> **Your objective**
Below, find each line holding "page" and state how many there are, using the number alone.
--*--
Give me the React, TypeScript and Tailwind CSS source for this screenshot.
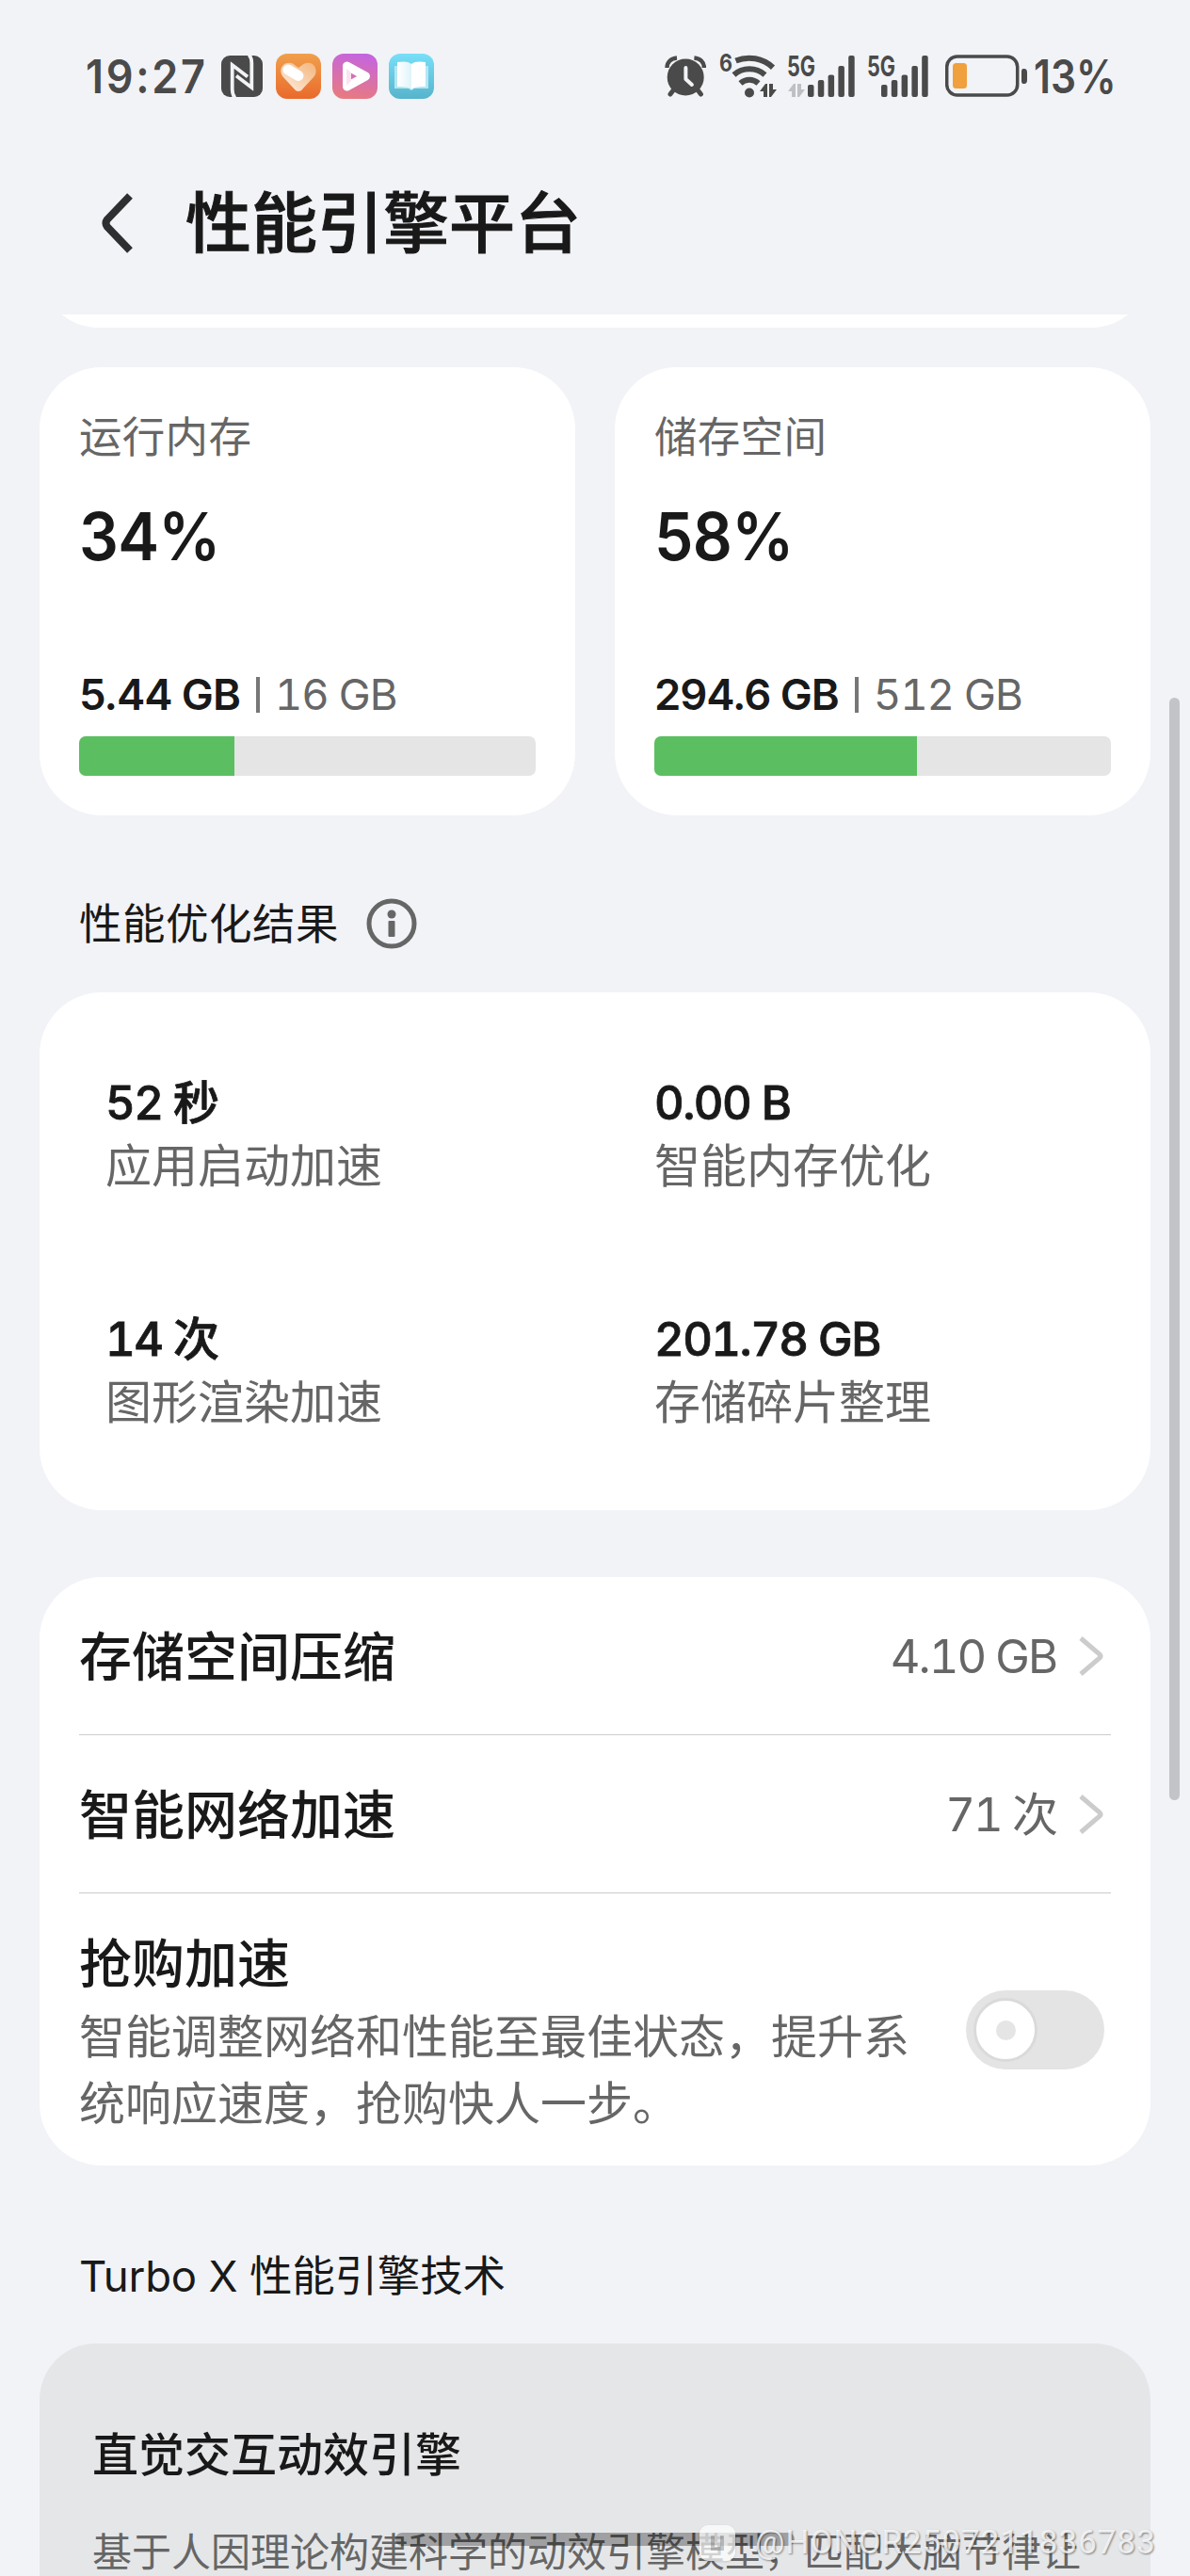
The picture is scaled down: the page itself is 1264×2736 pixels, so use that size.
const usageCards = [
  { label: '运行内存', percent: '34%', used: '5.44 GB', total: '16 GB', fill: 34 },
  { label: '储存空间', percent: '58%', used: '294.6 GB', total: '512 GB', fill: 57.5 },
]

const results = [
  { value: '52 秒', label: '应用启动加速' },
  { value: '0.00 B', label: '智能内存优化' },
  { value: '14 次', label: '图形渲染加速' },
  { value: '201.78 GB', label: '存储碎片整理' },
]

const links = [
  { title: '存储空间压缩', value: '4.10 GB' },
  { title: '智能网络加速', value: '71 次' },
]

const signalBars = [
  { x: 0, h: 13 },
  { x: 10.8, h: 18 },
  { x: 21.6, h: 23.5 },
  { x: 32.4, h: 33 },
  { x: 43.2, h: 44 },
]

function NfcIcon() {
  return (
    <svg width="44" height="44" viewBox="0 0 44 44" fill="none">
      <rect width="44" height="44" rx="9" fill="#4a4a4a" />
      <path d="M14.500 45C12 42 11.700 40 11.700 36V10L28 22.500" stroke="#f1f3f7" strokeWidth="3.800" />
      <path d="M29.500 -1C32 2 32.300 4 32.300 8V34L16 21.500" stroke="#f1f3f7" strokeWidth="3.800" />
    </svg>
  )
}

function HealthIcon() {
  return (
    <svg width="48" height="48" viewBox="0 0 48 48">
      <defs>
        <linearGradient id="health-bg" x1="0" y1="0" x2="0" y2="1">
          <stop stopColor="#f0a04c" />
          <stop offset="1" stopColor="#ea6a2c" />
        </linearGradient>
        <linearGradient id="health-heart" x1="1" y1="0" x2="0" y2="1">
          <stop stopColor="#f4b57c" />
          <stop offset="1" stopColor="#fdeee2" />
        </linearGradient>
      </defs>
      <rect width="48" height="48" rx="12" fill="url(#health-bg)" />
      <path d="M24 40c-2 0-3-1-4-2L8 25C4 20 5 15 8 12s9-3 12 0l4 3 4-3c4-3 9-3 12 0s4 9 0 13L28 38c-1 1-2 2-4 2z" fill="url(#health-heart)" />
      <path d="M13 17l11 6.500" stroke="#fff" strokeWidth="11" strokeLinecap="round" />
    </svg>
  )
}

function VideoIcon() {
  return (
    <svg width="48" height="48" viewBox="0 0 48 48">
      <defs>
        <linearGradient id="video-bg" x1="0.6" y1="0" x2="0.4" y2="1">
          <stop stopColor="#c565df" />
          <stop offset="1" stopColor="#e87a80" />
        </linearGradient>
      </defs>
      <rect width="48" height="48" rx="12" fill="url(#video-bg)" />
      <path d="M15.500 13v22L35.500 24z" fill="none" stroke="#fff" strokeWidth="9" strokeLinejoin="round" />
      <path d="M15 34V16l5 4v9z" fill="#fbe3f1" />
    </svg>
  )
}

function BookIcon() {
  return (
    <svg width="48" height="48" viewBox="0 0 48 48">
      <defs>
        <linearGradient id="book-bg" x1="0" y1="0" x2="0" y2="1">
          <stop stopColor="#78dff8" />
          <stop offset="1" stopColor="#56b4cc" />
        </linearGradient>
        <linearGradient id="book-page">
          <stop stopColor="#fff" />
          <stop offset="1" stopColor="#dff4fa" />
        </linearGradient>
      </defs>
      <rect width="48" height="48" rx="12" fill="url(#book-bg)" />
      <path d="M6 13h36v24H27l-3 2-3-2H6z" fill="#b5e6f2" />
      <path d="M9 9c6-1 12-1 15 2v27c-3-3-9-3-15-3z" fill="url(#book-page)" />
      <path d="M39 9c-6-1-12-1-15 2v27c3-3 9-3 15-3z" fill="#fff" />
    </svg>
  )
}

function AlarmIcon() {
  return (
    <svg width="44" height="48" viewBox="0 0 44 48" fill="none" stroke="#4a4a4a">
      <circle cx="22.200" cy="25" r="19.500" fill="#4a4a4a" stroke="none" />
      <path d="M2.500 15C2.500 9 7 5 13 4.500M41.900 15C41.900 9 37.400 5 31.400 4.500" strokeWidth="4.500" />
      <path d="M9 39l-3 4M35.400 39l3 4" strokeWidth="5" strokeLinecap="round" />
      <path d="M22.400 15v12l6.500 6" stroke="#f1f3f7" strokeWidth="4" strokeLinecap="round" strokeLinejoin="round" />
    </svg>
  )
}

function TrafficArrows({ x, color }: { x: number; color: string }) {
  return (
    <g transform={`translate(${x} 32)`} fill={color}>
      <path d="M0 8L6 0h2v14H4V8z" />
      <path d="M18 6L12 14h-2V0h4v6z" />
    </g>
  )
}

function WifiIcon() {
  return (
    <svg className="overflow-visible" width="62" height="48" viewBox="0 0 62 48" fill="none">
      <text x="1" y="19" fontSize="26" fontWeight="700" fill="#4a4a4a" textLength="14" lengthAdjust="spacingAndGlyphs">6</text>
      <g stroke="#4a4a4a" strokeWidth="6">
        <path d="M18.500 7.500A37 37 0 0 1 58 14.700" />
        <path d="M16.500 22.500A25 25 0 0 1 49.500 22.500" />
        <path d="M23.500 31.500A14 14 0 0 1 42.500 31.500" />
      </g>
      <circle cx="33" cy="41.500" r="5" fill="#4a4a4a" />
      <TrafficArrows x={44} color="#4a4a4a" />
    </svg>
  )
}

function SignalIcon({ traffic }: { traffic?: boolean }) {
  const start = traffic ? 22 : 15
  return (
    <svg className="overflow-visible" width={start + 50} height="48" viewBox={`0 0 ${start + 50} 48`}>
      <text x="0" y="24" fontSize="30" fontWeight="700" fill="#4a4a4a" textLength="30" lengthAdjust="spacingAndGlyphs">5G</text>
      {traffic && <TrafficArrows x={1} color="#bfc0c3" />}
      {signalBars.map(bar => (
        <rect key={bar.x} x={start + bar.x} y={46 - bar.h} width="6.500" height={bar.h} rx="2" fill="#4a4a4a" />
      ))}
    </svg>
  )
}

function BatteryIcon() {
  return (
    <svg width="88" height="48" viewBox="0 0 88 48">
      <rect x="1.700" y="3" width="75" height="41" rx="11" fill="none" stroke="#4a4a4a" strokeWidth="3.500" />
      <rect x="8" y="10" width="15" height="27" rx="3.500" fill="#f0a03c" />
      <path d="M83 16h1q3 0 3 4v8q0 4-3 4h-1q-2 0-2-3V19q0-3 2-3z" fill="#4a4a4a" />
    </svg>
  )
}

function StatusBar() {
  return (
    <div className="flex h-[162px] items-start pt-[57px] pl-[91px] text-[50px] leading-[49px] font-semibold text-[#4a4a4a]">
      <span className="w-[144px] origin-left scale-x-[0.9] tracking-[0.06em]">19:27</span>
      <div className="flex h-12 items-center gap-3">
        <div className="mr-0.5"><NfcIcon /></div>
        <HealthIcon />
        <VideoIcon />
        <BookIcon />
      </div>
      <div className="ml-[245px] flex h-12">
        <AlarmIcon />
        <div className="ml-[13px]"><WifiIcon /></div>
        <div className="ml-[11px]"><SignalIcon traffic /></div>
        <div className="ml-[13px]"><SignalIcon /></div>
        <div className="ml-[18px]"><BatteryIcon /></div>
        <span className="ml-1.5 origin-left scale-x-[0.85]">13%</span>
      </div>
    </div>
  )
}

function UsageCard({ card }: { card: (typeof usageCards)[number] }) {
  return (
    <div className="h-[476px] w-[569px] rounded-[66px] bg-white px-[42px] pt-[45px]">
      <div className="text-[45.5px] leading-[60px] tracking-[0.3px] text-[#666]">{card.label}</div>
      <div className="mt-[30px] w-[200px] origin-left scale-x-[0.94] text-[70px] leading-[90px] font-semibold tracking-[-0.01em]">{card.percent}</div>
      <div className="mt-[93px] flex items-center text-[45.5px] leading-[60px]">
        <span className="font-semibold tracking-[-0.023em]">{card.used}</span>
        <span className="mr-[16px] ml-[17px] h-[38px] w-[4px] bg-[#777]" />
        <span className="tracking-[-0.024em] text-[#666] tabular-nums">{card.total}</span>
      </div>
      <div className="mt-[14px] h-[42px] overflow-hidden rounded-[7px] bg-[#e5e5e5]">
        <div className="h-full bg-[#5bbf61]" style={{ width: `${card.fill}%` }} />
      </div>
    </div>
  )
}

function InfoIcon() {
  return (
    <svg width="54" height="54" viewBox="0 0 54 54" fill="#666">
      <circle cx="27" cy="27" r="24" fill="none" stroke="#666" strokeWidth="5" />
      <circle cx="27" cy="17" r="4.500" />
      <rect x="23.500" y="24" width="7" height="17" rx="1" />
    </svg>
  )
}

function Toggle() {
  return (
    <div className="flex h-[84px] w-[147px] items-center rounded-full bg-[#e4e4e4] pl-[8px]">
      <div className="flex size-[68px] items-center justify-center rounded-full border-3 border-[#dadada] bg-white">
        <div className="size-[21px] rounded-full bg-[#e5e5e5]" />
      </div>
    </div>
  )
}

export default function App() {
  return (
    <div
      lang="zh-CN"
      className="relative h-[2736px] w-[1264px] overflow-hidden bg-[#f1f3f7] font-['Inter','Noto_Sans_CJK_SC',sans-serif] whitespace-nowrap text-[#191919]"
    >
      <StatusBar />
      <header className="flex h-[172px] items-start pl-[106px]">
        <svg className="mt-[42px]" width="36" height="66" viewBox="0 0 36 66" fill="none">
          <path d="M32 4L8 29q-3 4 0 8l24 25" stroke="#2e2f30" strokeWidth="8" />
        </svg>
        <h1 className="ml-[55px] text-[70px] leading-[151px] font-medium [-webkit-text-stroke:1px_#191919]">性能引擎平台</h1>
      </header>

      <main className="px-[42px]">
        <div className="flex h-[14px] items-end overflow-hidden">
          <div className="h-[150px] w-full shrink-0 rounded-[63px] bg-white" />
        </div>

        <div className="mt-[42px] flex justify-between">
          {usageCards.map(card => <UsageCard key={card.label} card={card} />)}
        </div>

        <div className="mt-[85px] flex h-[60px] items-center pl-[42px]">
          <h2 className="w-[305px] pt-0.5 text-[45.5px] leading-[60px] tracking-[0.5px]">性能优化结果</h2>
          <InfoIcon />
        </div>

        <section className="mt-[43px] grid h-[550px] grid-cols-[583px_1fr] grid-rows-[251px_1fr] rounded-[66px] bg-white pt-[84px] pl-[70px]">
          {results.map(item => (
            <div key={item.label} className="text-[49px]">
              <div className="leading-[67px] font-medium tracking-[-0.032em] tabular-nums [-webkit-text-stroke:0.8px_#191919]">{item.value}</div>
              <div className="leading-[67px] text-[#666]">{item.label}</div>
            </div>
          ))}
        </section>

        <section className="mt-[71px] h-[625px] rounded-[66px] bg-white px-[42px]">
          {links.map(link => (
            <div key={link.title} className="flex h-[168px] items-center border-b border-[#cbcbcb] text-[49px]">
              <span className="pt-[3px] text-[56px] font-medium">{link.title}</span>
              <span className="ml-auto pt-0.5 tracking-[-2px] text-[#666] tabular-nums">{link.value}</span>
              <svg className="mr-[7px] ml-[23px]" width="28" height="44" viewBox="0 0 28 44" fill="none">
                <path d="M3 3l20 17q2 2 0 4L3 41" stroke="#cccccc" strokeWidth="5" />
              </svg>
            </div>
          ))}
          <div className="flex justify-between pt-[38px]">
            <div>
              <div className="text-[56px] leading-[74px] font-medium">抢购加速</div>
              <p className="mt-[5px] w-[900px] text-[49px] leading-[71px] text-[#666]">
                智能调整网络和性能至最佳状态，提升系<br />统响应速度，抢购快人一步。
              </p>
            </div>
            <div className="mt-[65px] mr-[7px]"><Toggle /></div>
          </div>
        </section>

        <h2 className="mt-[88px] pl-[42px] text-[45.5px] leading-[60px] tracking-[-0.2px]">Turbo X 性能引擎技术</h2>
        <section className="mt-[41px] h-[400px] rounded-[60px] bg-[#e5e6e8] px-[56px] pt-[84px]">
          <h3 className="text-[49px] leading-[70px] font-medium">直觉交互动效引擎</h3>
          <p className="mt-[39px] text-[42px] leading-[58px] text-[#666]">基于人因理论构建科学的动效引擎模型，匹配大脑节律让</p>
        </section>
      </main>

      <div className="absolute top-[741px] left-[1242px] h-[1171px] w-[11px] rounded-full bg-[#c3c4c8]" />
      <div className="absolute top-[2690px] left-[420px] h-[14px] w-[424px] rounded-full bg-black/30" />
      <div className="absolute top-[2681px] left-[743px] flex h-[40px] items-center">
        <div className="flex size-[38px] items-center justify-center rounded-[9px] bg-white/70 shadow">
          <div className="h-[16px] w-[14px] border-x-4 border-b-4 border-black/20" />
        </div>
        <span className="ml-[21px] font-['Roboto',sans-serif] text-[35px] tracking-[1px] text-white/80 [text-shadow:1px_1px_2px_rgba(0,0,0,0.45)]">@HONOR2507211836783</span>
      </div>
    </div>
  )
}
--*--
> **Response to this task**
3